**Required work:**
Look through the data for the string "page". Copy every line where it is found.

**Data block:**
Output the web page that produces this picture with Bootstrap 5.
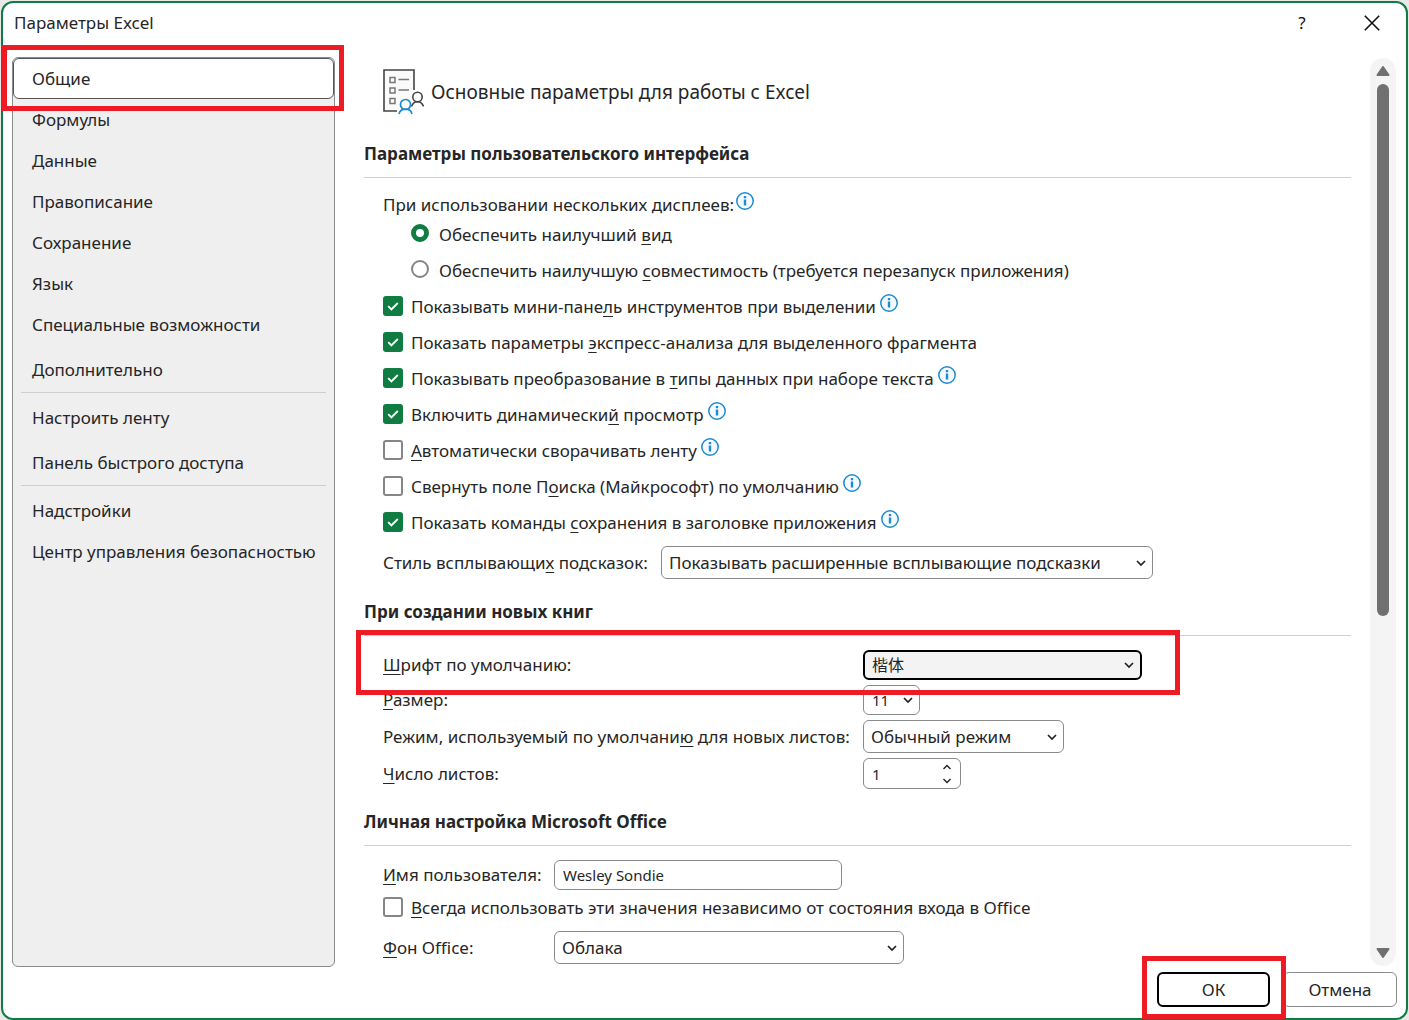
<!DOCTYPE html>
<html lang="ru">
<head>
<meta charset="utf-8">
<meta name="viewport" content="width=device-width, initial-scale=1">
<title>Параметры Excel</title>
<link href="https://cdn.jsdelivr.net/npm/bootstrap@5.3.0/dist/css/bootstrap.min.css" rel="stylesheet">
<style>
:root { --ink:#262626; --green:#107c41; --line:#8a8a8a; --soft:#d0d0d0; --mark:#ed1c24; }
body { background:#e9e9e9; padding:1px 1px 0; font-family:"Noto Sans","Open Sans","Noto Sans CJK SC",sans-serif; font-size:17px; line-height:24px; color:var(--ink); }
.dialog { border:2px solid var(--green); border-radius:12px; background:#fff; }
.titlebar { height:54px; padding:8px 11px 0; }
.title-btn { background:none; border:0; padding:0; width:30px; height:24px; color:#111; line-height:24px; }
.title-btn + .title-btn { margin-left:40px; }
.work { padding:0 10px 0 9px; }
.side { width:323px; flex-shrink:0; background:#efefef; border:1px solid var(--line); border-radius:6px; }
.side a { display:block; height:41px; padding:9px 19px 8px; color:var(--ink); text-decoration:none; white-space:nowrap; position:relative; }
.side a.picked { background:#fff; padding:8px 18px; border:1px solid #555; border-radius:6px; line-height:23px; }
.side hr { margin:2px 8px 4px; opacity:1; border-top:1px solid #cecece; }
.gap-top { margin-top:4px; }
.content-col { padding:12px 19px 0 29px; min-width:0; }
.page-head { padding-left:19px; gap:7px; font-size:19px; margin-bottom:27px; height:46px; }
.sect-title { font-size:17px; line-height:24px; font-weight:700; margin:0; padding-bottom:11px; border-bottom:1px solid var(--soft); }
.sect { padding:14px 0 21px 19px; }
.opt { height:36px; gap:8px; white-space:nowrap; }
.opt.indent { padding-left:28px; gap:10px; }
.hint { width:18px; height:18px; margin-bottom:7px; flex-shrink:0; }
.opt .hint { margin-left:-4px; margin-bottom:9px; }
.first-line { height:25px; gap:2px; white-space:nowrap; }
.form-check-input.tick { width:20px; height:20px; margin:0 0 2px; border:2px solid #868686; border-radius:3px; flex-shrink:0; background-color:#fff; }
.form-check-input.tick:checked { background-color:var(--green); border-color:var(--green); background-image:url("data:image/svg+xml,%3Csvg xmlns='http://www.w3.org/2000/svg' viewBox='0 0 16 16'%3E%3Cpath d='M3.2 8.2l3.2 3.2 6.4-6.4' fill='none' stroke='%23fff' stroke-width='1.9'/%3E%3C/svg%3E"); }
.form-check-input.dot { width:18px; height:18px; margin:0 0 4px; border:2px solid #868686; flex-shrink:0; }
.form-check-input.dot:checked { background:#fff; border:5px solid var(--green); }
u { text-underline-offset:3px; text-decoration-thickness:1px; }
.field { position:relative; }
.field + .field, .after-opt { margin-top:5px; }
.field > label { white-space:nowrap; flex-shrink:0; }
.w-tip { width:278px; } .w-book { width:480px; } .w-user { width:171px; }
.form-select.pick, .form-control.pick { font-size:17px; line-height:24px; color:var(--ink); border:1px solid var(--line); border-radius:6px; height:33px; padding:4px 26px 4px 7px; background-color:#fff; }
.form-select.pick { background-image:url("data:image/svg+xml,%3Csvg xmlns='http://www.w3.org/2000/svg' viewBox='0 0 10 10'%3E%3Cpath d='M1 3l4 4 4-4' fill='none' stroke='%23222' stroke-width='1.7'/%3E%3C/svg%3E"); background-size:10px 10px; background-position:right 6px center; }
.form-select.pick.low, .form-control.pick.low { height:30px; font-size:15px; padding:2px 24px 2px 8px; }
.form-select.pick.current { border:2px solid #000; background-color:#f3f3f3; font-size:16px; padding:1px 24px 1px 7px; }
.s-tip { width:492px; } .s-font { width:279px; } .s-size { width:57px; } .s-mode { width:201px; } .s-user { width:288px; } .s-back { width:350px; }
.stepper { width:98px; height:31px; border:1px solid var(--line); border-radius:6px; padding:0 7px 0 8px; }
.stepper input { border:0; outline:0; padding:0; width:60px; font-size:15px; color:var(--ink); background:none; appearance:textfield; -moz-appearance:textfield; }
.stepper input::-webkit-inner-spin-button { appearance:none; -webkit-appearance:none; margin:0; }
.stepper button { border:0; background:none; padding:0; height:14px; width:11px; line-height:1; display:flex; align-items:center; }
.frame { position:absolute; border:5px solid var(--mark); pointer-events:none; z-index:5; }
.frame-nav { inset:-14px -11px -13px -12px; }
.frame-font { inset:-20px auto -15px -27px; width:824px; }
.frame-ok { inset:-18px -18px -14px -17px; }
.track { width:26px; flex-shrink:0; margin:1px 0; background:#f4f4f4; border-radius:13px; padding:8px 0; }
.thumb { width:12px; border-radius:6px; background:#707070; flex:532 1 0; margin-top:8px; }
.rest { flex:332 1 0; }
.foot { padding:5px 9px 11px; gap:13px; }
.cmd { width:114px; height:35px; border:1px solid var(--line); border-radius:6px; background:#fff; padding:0; font-size:17px; color:var(--ink); position:relative; }
.cmd.main { border:2px solid #000; width:113px; }
</style>
</head>
<body class="d-flex flex-column min-vh-100">
<svg width="0" height="0" class="position-absolute" aria-hidden="true">
  <symbol id="info" viewBox="0 0 18 18"><circle cx="9" cy="9" r="8.2" fill="#f4faff" stroke="#1e8bcd" stroke-width="1.5"/><path d="M7.800 4h2.400v2.200H7.800zM7.800 7.400h2.400v6H7.800z" fill="#1e8bcd"/></symbol>
</svg>
<div class="dialog flex-grow-1 d-flex flex-column">
  <header class="titlebar d-flex align-items-start">
    <span class="flex-grow-1">Параметры Excel</span>
    <button class="title-btn" aria-label="Справка">?</button>
    <button class="title-btn me-2 d-flex align-items-center justify-content-center" aria-label="Закрыть"><svg width="16" height="16" viewBox="0 0 16 16"><path d="M.8.8l14.400 14.400M15.200.8L.8 15.200" stroke="#111" stroke-width="1.6" fill="none"/></svg></button>
  </header>

  <div class="work flex-grow-1 d-flex">
    <nav class="side">
      <a href="#" class="picked" aria-current="page">Общие<span class="frame frame-nav"></span></a>
      <a href="#">Формулы</a>
      <a href="#">Данные</a>
      <a href="#">Правописание</a>
      <a href="#">Сохранение</a>
      <a href="#">Язык</a>
      <a href="#">Специальные возможности</a>
      <a href="#" class="gap-top">Дополнительно</a>
      <hr>
      <a href="#">Настроить ленту</a>
      <a href="#" class="gap-top">Панель быстрого доступа</a>
      <hr>
      <a href="#">Надстройки</a>
      <a href="#">Центр управления безопасностью</a>
    </nav>

    <main class="content-col flex-grow-1">
      <div class="page-head d-flex align-items-center">
        <svg width="41" height="46" viewBox="0 0 41 46" fill="none">
          <path d="M31 21V1H1v41h13" stroke="#444" stroke-width="1.600" fill="#fafafa"/>
          <path d="M7 8.500h5v5H7zM7 19h5v5H7zM7 29.500h5v5H7z" stroke="#777" stroke-width="1.500"/>
          <path d="M15.500 10.500h10.500M15.500 21h10.500" stroke="#777" stroke-width="1.500"/>
          <circle cx="34.500" cy="28" r="4.700" stroke="#444" stroke-width="1.600" fill="#fff"/>
          <path d="M28.500 37.500c1-3 3-4.800 6-4.800s5 1.800 6 4.800" stroke="#444" stroke-width="1.600"/>
          <circle cx="22.500" cy="35.500" r="5" stroke="#1e8bcd" stroke-width="1.700" fill="#fff"/>
          <path d="M16 45c.8-3.200 3-4.800 6.500-4.800S28.200 41.800 29 45" stroke="#1e8bcd" stroke-width="1.700"/>
        </svg>
        <span>Основные параметры для работы с Excel</span>
      </div>

      <h2 class="sect-title">Параметры пользовательского интерфейса</h2>
      <div class="sect">
        <div class="first-line d-flex align-items-center"><span>При использовании нескольких дисплеев:</span><svg class="hint"><use href="#info"/></svg></div>
        <div class="opt indent d-flex align-items-center"><input class="form-check-input dot" type="radio" name="disp" id="r1" checked><label for="r1">Обеспечить наилучший <u>в</u>ид</label></div>
        <div class="opt indent d-flex align-items-center"><input class="form-check-input dot" type="radio" name="disp" id="r2"><label for="r2">Обеспечить наилучшую <u>с</u>овместимость (требуется перезапуск приложения)</label></div>
        <div class="opt d-flex align-items-center"><input class="form-check-input tick" type="checkbox" id="c1" checked><label for="c1">Показывать мини-пане<u>л</u>ь инструментов при выделении</label><svg class="hint"><use href="#info"/></svg></div>
        <div class="opt d-flex align-items-center"><input class="form-check-input tick" type="checkbox" id="c2" checked><label for="c2">Показать параметры <u>э</u>кспресс-анализа для выделенного фрагмента</label></div>
        <div class="opt d-flex align-items-center"><input class="form-check-input tick" type="checkbox" id="c3" checked><label for="c3">Показывать преобразование в <u>т</u>ипы данных при наборе текста</label><svg class="hint"><use href="#info"/></svg></div>
        <div class="opt d-flex align-items-center"><input class="form-check-input tick" type="checkbox" id="c4" checked><label for="c4">Включить динамически<u>й</u> просмотр</label><svg class="hint"><use href="#info"/></svg></div>
        <div class="opt d-flex align-items-center"><input class="form-check-input tick" type="checkbox" id="c5"><label for="c5"><u>А</u>втоматически сворачивать ленту</label><svg class="hint"><use href="#info"/></svg></div>
        <div class="opt d-flex align-items-center"><input class="form-check-input tick" type="checkbox" id="c6"><label for="c6">Свернуть поле П<u>о</u>иска (Майкрософт) по умолчанию</label><svg class="hint"><use href="#info"/></svg></div>
        <div class="opt d-flex align-items-center"><input class="form-check-input tick" type="checkbox" id="c7" checked><label for="c7">Показать команды <u>с</u>охранения в заголовке приложения</label><svg class="hint"><use href="#info"/></svg></div>
        <div class="field after-opt d-flex align-items-center"><label class="w-tip" for="s1">Стиль всплывающи<u>х</u> подсказок:</label><select class="form-select pick s-tip" id="s1"><option>Показывать расширенные всплывающие подсказки</option></select></div>
      </div>

      <h2 class="sect-title">При создании новых книг</h2>
      <div class="sect">
        <div class="field d-flex align-items-center"><label class="w-book" for="s2"><u>Ш</u>рифт по умолчанию:</label><select class="form-select pick low current s-font" id="s2"><option>楷体</option></select><span class="frame frame-font"></span></div>
        <div class="field d-flex align-items-center"><label class="w-book" for="s3"><u>Р</u>азмер:</label><select class="form-select pick low s-size" id="s3"><option>11</option></select></div>
        <div class="field d-flex align-items-center"><label class="w-book" for="s4">Режим, используемый по умолчани<u>ю</u> для новых листов:</label><select class="form-select pick s-mode" id="s4"><option>Обычный режим</option></select></div>
        <div class="field d-flex align-items-center"><label class="w-book" for="n1"><u>Ч</u>исло листов:</label>
          <div class="stepper d-flex align-items-center justify-content-between"><input type="number" id="n1" value="1" min="1">
            <div><button aria-label="Больше"><svg width="10" height="6" viewBox="0 0 10 6"><path d="M1.500 5L5 1.500 8.500 5" fill="none" stroke="#222" stroke-width="1.400"/></svg></button><button aria-label="Меньше"><svg width="10" height="6" viewBox="0 0 10 6"><path d="M1.500 1L5 4.500 8.500 1" fill="none" stroke="#222" stroke-width="1.400"/></svg></button></div>
          </div></div>
      </div>

      <h2 class="sect-title">Личная настройка Microsoft Office</h2>
      <div class="sect pb-0">
        <div class="field d-flex align-items-center"><label class="w-user" for="t1"><u>И</u>мя пользователя:</label><input class="form-control pick low s-user" type="text" id="t1" value="Wesley Sondie"></div>
        <div class="opt d-flex align-items-center"><input class="form-check-input tick" type="checkbox" id="c8"><label for="c8"><u>В</u>сегда использовать эти значения независимо от состояния входа в Office</label></div>
        <div class="field after-opt d-flex align-items-center"><label class="w-user" for="s5"><u>Ф</u>он Office:</label><select class="form-select pick s-back" id="s5"><option>Облака</option></select></div>
      </div>
    </main>

    <div class="track d-flex flex-column align-items-center" aria-hidden="true">
      <svg width="14" height="10" viewBox="0 0 14 10"><path d="M7 1l5.500 8h-11z" fill="#707070" stroke="#707070" stroke-width="2" stroke-linejoin="round"/></svg>
      <div class="thumb"></div>
      <div class="rest"></div>
      <svg width="14" height="10" viewBox="0 0 14 10"><path d="M7 9l5.500-8h-11z" fill="#707070" stroke="#707070" stroke-width="2" stroke-linejoin="round"/></svg>
    </div>
  </div>

  <footer class="foot d-flex justify-content-end">
    <button class="cmd main">ОК<span class="frame frame-ok"></span></button>
    <button class="cmd">Отмена</button>
  </footer>
</div>
<script src="https://cdn.jsdelivr.net/npm/bootstrap@5.3.0/dist/js/bootstrap.bundle.min.js"></script>
</body>
</html>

**Answer to the exercise:**
Output the web page that produces this picture with Bootstrap 5.
.page-head { padding-left:19px; gap:7px; font-size:19px; margin-bottom:27px; height:46px; }
      <a href="#" class="picked" aria-current="page">Общие<span class="frame frame-nav"></span></a>
      <div class="page-head d-flex align-items-center">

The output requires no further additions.